### EXERCISE TASK
Set down each line of the material that follows, exactly, with no pictures.

### DATA SHOWN
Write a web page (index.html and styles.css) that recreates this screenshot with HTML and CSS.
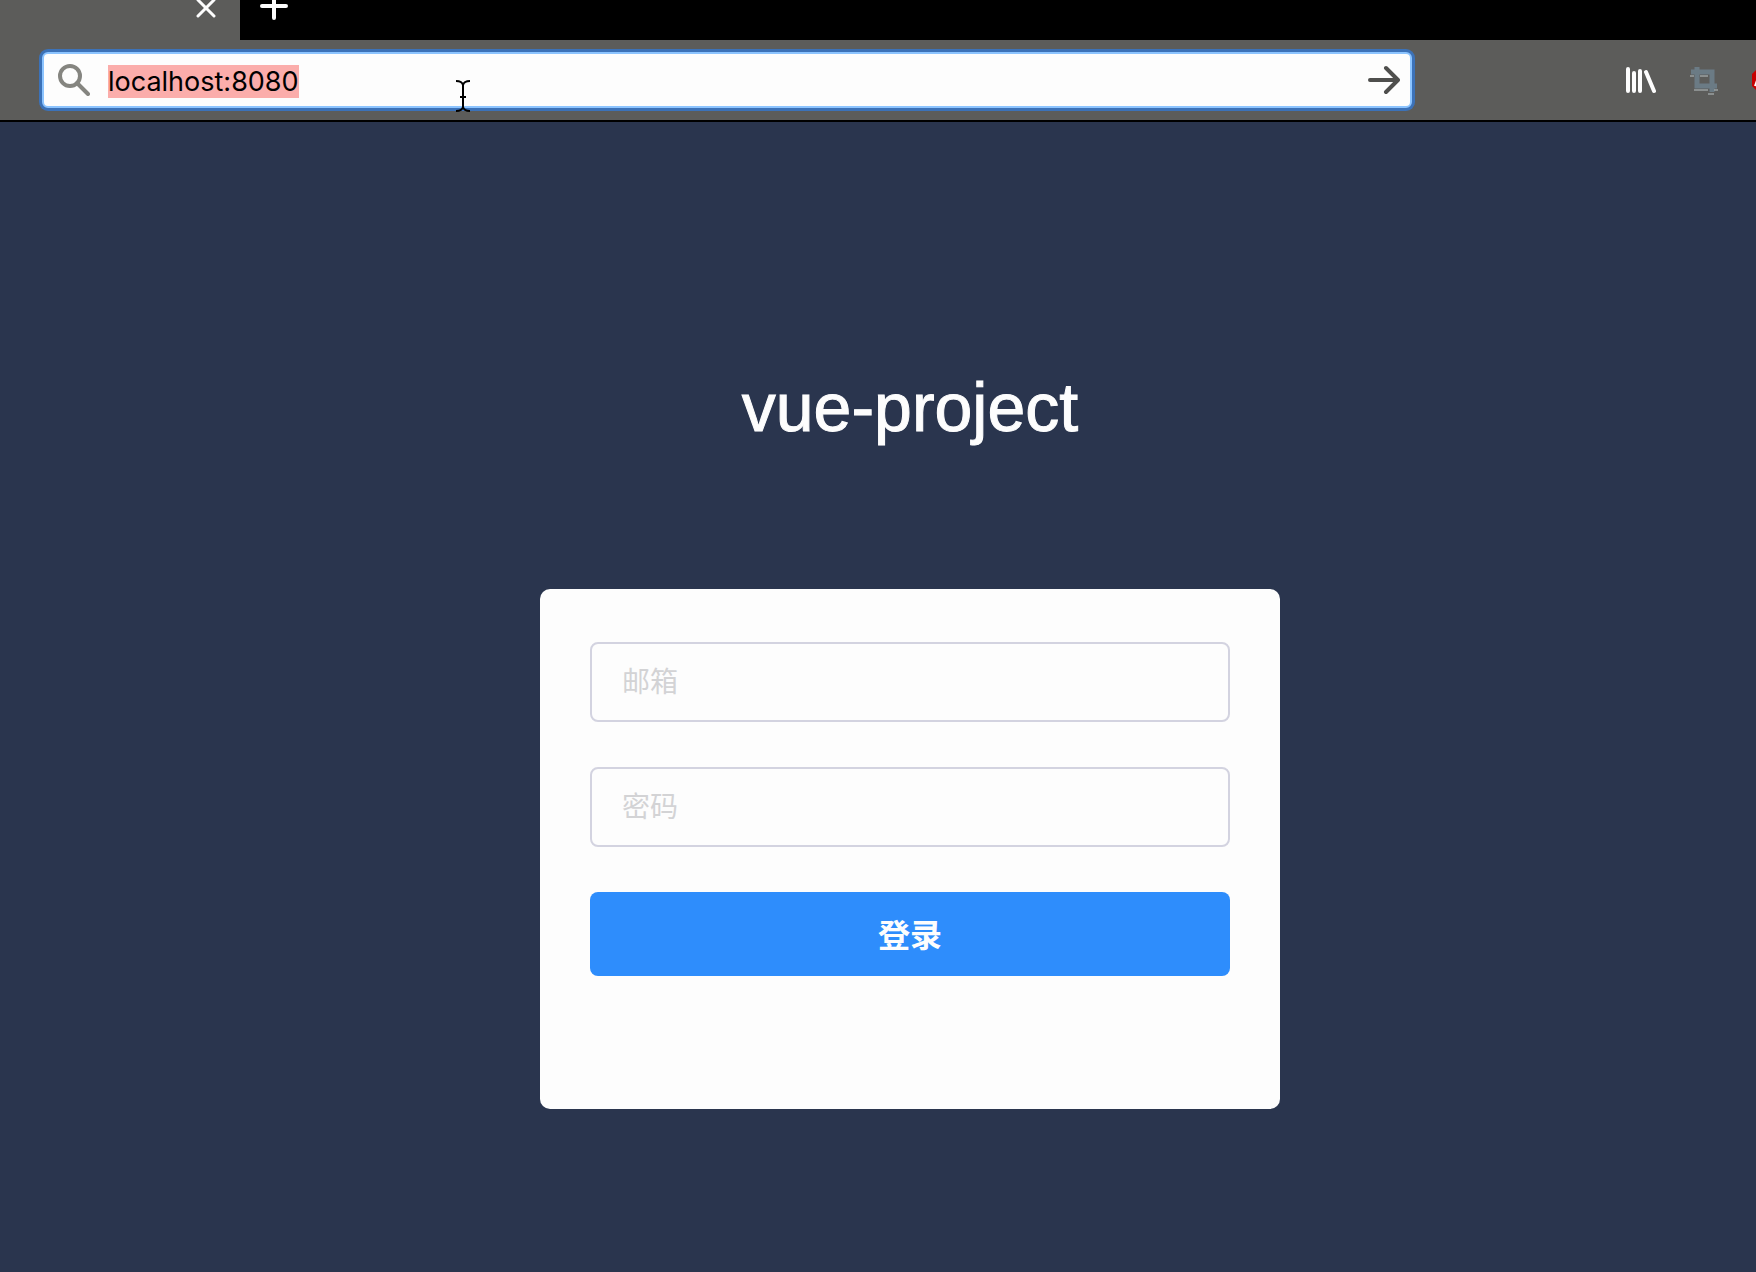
FILE: index.html
```html
<!DOCTYPE html>
<html lang="zh-CN">
<head>
<meta charset="utf-8">
<meta name="viewport" content="width=device-width, initial-scale=1">
<title>vue-project</title>
<link rel="stylesheet" href="styles.css">
</head>
<body>
<header class="browser">
  <div class="tab-strip">
    <div class="tab">
      <button class="icon-button" type="button" aria-label="Close tab">
        <svg width="28" height="28" viewBox="0 0 28 28"><path class="line line-thin" d="M6 6l16 16M22 6L6 22"/></svg>
      </button>
    </div>
    <button class="icon-button new-tab" type="button" aria-label="New tab">
      <svg width="32" height="32" viewBox="0 0 32 32"><path class="line" d="M4 14h24M16 2v24"/></svg>
    </button>
  </div>
  <div class="toolbar">
    <form class="url-bar">
      <svg class="search-icon" width="32" height="32" viewBox="0 0 32 32" aria-hidden="true"><circle cx="12" cy="12" r="10"/><path d="M19 19l11 11"/></svg>
      <input class="url-input" id="url" type="text" value="localhost:8080" aria-label="Address" spellcheck="false">
      <button class="icon-button go" type="submit" aria-label="Go">
        <svg width="32" height="32" viewBox="0 0 32 32"><path class="line" d="M2 16h27M18 4l12 12-12 12"/></svg>
      </button>
      <svg class="pointer" width="16" height="34" viewBox="0 0 16 34" aria-hidden="true"><path d="M1 2q6 0 7 4q1-4 7-4M8 5v24M1 32q6 0 7-4q1 4 7 4M5 18h6"/></svg>
    </form>
    <div class="actions">
      <button class="icon-button" type="button" aria-label="Library">
        <svg width="32" height="32" viewBox="0 0 32 32"><path class="line" d="M4 5v22M10 9v18M16 7v20M22 8l8 19"/></svg>
      </button>
      <button class="icon-button" type="button" aria-label="Crop">
        <svg width="32" height="32" viewBox="0 0 32 32"><path class="crop-shape" d="M3 8h21v20M9 3v19h20"/><path class="crop-edge" d="M2 12h4M12 12h8M6 26h14M20 30h6M26 26h4"/></svg>
      </button>
      <button class="icon-button" type="button" aria-label="Blocker">
        <svg width="32" height="32" viewBox="0 0 32 32"><path class="blocker-shape" d="M4 6h14l4 4v12l-4 4H4l-4-4V10z"/><path class="blocker-mark" d="M3 22l4-11 4 11M5 19h4"/></svg>
      </button>
    </div>
  </div>
</header>
<main class="page">
  <h1 class="title">vue-project</h1>
  <form class="card">
    <input class="field" type="email" placeholder="邮箱" aria-label="邮箱">
    <input class="field" type="password" placeholder="密码" aria-label="密码">
    <button class="submit" type="submit">登录</button>
  </form>
</main>
<script src="script.js"></script>
</body>
</html>
```
FILE: styles.css
```css
* {
  box-sizing: border-box;
}

body {
  margin: 0;
  min-height: 100vh;
  display: flex;
  flex-direction: column;
  overflow: hidden;
  background: #2a354e;
  font-family: "Liberation Sans", "Noto Sans CJK SC", sans-serif;
}

.browser {
  margin-top: -24px;
  border-bottom: 2px solid #000;
  overflow: hidden;
}

.tab-strip {
  display: flex;
  align-items: center;
  gap: 18px;
  height: 64px;
  background: #000;
}

.tab {
  display: flex;
  align-items: center;
  justify-content: flex-end;
  width: 240px;
  height: 100%;
  padding-right: 20px;
  background: #5c5c5a;
}

.icon-button {
  display: block;
  flex: none;
  padding: 0;
  border: 0;
  background: none;
}

.icon-button svg {
  display: block;
}

.line {
  fill: none;
  stroke: #fdfdfd;
  stroke-width: 4;
  stroke-linecap: round;
  stroke-linejoin: round;
}

.line-thin {
  stroke-width: 3;
}

.toolbar {
  display: flex;
  align-items: center;
  gap: 212px;
  height: 80px;
  padding-left: 42px;
  background: #5c5c5a;
}

.url-bar {
  position: relative;
  flex: 1;
  display: flex;
  align-items: center;
  height: 56px;
  padding: 0 10px 0 14px;
  border: 2px solid #8cc4ff;
  border-radius: 6px;
  background: #fdfdfd;
  box-shadow: 0 0 0 3px #3c72b8;
}

.search-icon {
  flex: none;
  fill: none;
  stroke: #858580;
  stroke-width: 4;
  stroke-linecap: round;
}

.url-input {
  flex: 1;
  min-width: 0;
  height: 40px;
  margin: 0 16px 0 18px;
  padding: 2px 0 0;
  border: 0;
  outline: 0;
  background: transparent;
  color: #000;
  font-family: Inter, sans-serif;
  font-size: 27px;
}

.url-input::selection {
  background: #fbadab;
  color: #000;
}

.go .line {
  stroke: #4f4f4d;
}

.pointer {
  position: absolute;
  top: 25px;
  left: 411px;
  fill: none;
  stroke: #000;
  stroke-width: 2;
}

.actions {
  display: flex;
  gap: 32px;
  margin-right: -28px;
}

.crop-shape {
  fill: none;
  stroke: #6b7b85;
  stroke-width: 5;
}

.crop-edge {
  fill: none;
  stroke: #b9c2c4;
  stroke-width: 1;
}

.blocker-shape {
  fill: #c70000;
}

.blocker-mark {
  fill: none;
  stroke: #fff;
  stroke-width: 2;
}

.page {
  flex: 1;
  display: flex;
  flex-direction: column;
  align-items: center;
  padding: 245px 0 64px 64px;
}

.title {
  margin: 0 0 142px;
  color: #fdfdfd;
  font-size: 68px;
  font-weight: 400;
  line-height: 80px;
  -webkit-text-stroke: 1px #fdfdfd;
}

.card {
  display: flex;
  flex-direction: column;
  gap: 45px;
  width: 100%;
  max-width: 740px;
  padding: 53px 50px 133px;
  border-radius: 10px;
  background: #fdfdfd;
}

.field {
  height: 80px;
  padding: 2px 30px 0;
  border: 2px solid #d3d3e0;
  border-radius: 8px;
  background: transparent;
  font-family: inherit;
  font-size: 28px;
}

.field::placeholder {
  color: #d3d3d5;
}

.submit {
  height: 84px;
  padding: 0 0 2px;
  border: 0;
  border-radius: 8px;
  background: #2e8dfc;
  color: #fdfdfd;
  font-family: inherit;
  font-size: 32px;
  font-weight: 700;
}
```
FILE: script.js
```js
const url = document.getElementById("url");
url.focus();
url.select();
```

### THE RESPONSE
Write a web page (index.html and styles.css) that recreates this screenshot with HTML and CSS.
FILE: index.html
```html
<!DOCTYPE html>
<html lang="zh-CN">
<head>
<meta charset="utf-8">
<meta name="viewport" content="width=device-width, initial-scale=1">
<title>vue-project</title>
<link rel="stylesheet" href="styles.css">
</head>
<body>
<header class="browser">
  <div class="tab-strip">
    <div class="tab">
      <button class="icon-button" type="button" aria-label="Close tab">
        <svg width="28" height="28" viewBox="0 0 28 28"><path class="line line-thin" d="M6 6l16 16M22 6L6 22"/></svg>
      </button>
    </div>
    <button class="icon-button new-tab" type="button" aria-label="New tab">
      <svg width="32" height="32" viewBox="0 0 32 32"><path class="line" d="M4 14h24M16 2v24"/></svg>
    </button>
  </div>
  <div class="toolbar">
    <form class="url-bar">
      <svg class="search-icon" width="32" height="32" viewBox="0 0 32 32" aria-hidden="true"><circle cx="12" cy="12" r="10"/><path d="M19 19l11 11"/></svg>
      <input class="url-input" id="url" type="text" value="localhost:8080" aria-label="Address" spellcheck="false">
      <button class="icon-button go" type="submit" aria-label="Go">
        <svg width="32" height="32" viewBox="0 0 32 32"><path class="line" d="M2 16h27M18 4l12 12-12 12"/></svg>
      </button>
      <svg class="pointer" width="16" height="34" viewBox="0 0 16 34" aria-hidden="true"><path d="M1 2q6 0 7 4q1-4 7-4M8 5v24M1 32q6 0 7-4q1 4 7 4M5 18h6"/></svg>
    </form>
    <div class="actions">
      <button class="icon-button" type="button" aria-label="Library">
        <svg width="32" height="32" viewBox="0 0 32 32"><path class="line" d="M4 5v22M10 9v18M16 7v20M22 8l8 19"/></svg>
      </button>
      <button class="icon-button" type="button" aria-label="Crop">
        <svg width="32" height="32" viewBox="0 0 32 32"><path class="crop-shape" d="M3 8h21v20M9 3v19h20"/><path class="crop-edge" d="M2 12h4M12 12h8M6 26h14M20 30h6M26 26h4"/></svg>
      </button>
      <button class="icon-button" type="button" aria-label="Blocker">
        <svg width="32" height="32" viewBox="0 0 32 32"><path class="blocker-shape" d="M4 6h14l4 4v12l-4 4H4l-4-4V10z"/><path class="blocker-mark" d="M3 22l4-11 4 11M5 19h4"/></svg>
      </button>
    </div>
  </div>
</header>
<main class="page">
  <h1 class="title">vue-project</h1>
  <form class="card">
    <input class="field" type="email" placeholder="邮箱" aria-label="邮箱">
    <input class="field" type="password" placeholder="密码" aria-label="密码">
    <button class="submit" type="submit">登录</button>
  </form>
</main>
<script src="script.js"></script>
</body>
</html>
```
FILE: styles.css
```css
* {
  box-sizing: border-box;
}

body {
  margin: 0;
  min-height: 100vh;
  display: flex;
  flex-direction: column;
  overflow: hidden;
  background: #2a354e;
  font-family: "Liberation Sans", "Noto Sans CJK SC", sans-serif;
}

.browser {
  margin-top: -24px;
  border-bottom: 2px solid #000;
  overflow: hidden;
}

.tab-strip {
  display: flex;
  align-items: center;
  gap: 18px;
  height: 64px;
  background: #000;
}

.tab {
  display: flex;
  align-items: center;
  justify-content: flex-end;
  width: 240px;
  height: 100%;
  padding-right: 20px;
  background: #5c5c5a;
}

.icon-button {
  display: block;
  flex: none;
  padding: 0;
  border: 0;
  background: none;
}

.icon-button svg {
  display: block;
}

.line {
  fill: none;
  stroke: #fdfdfd;
  stroke-width: 4;
  stroke-linecap: round;
  stroke-linejoin: round;
}

.line-thin {
  stroke-width: 3;
}

.toolbar {
  display: flex;
  align-items: center;
  gap: 212px;
  height: 80px;
  padding-left: 42px;
  background: #5c5c5a;
}

.url-bar {
  position: relative;
  flex: 1;
  display: flex;
  align-items: center;
  height: 56px;
  padding: 0 10px 0 14px;
  border: 2px solid #8cc4ff;
  border-radius: 6px;
  background: #fdfdfd;
  box-shadow: 0 0 0 3px #3c72b8;
}

.search-icon {
  flex: none;
  fill: none;
  stroke: #858580;
  stroke-width: 4;
  stroke-linecap: round;
}

.url-input {
  flex: 1;
  min-width: 0;
  height: 40px;
  margin: 0 16px 0 18px;
  padding: 2px 0 0;
  border: 0;
  outline: 0;
  background: transparent;
  color: #000;
  font-family: Inter, sans-serif;
  font-size: 27px;
}

.url-input::selection {
  background: #fbadab;
  color: #000;
}

.go .line {
  stroke: #4f4f4d;
}

.pointer {
  position: absolute;
  top: 25px;
  left: 411px;
  fill: none;
  stroke: #000;
  stroke-width: 2;
}

.actions {
  display: flex;
  gap: 32px;
  margin-right: -28px;
}

.crop-shape {
  fill: none;
  stroke: #6b7b85;
  stroke-width: 5;
}

.crop-edge {
  fill: none;
  stroke: #b9c2c4;
  stroke-width: 1;
}

.blocker-shape {
  fill: #c70000;
}

.blocker-mark {
  fill: none;
  stroke: #fff;
  stroke-width: 2;
}

.page {
  flex: 1;
  display: flex;
  flex-direction: column;
  align-items: center;
  padding: 245px 0 64px 64px;
}

.title {
  margin: 0 0 142px;
  color: #fdfdfd;
  font-size: 68px;
  font-weight: 400;
  line-height: 80px;
  -webkit-text-stroke: 1px #fdfdfd;
}

.card {
  display: flex;
  flex-direction: column;
  gap: 45px;
  width: 100%;
  max-width: 740px;
  padding: 53px 50px 133px;
  border-radius: 10px;
  background: #fdfdfd;
}

.field {
  height: 80px;
  padding: 2px 30px 0;
  border: 2px solid #d3d3e0;
  border-radius: 8px;
  background: transparent;
  font-family: inherit;
  font-size: 28px;
}

.field::placeholder {
  color: #d3d3d5;
}

.submit {
  height: 84px;
  padding: 0 0 2px;
  border: 0;
  border-radius: 8px;
  background: #2e8dfc;
  color: #fdfdfd;
  font-family: inherit;
  font-size: 32px;
  font-weight: 700;
}
```
FILE: script.js
```js
const url = document.getElementById("url");
url.focus();
url.select();
```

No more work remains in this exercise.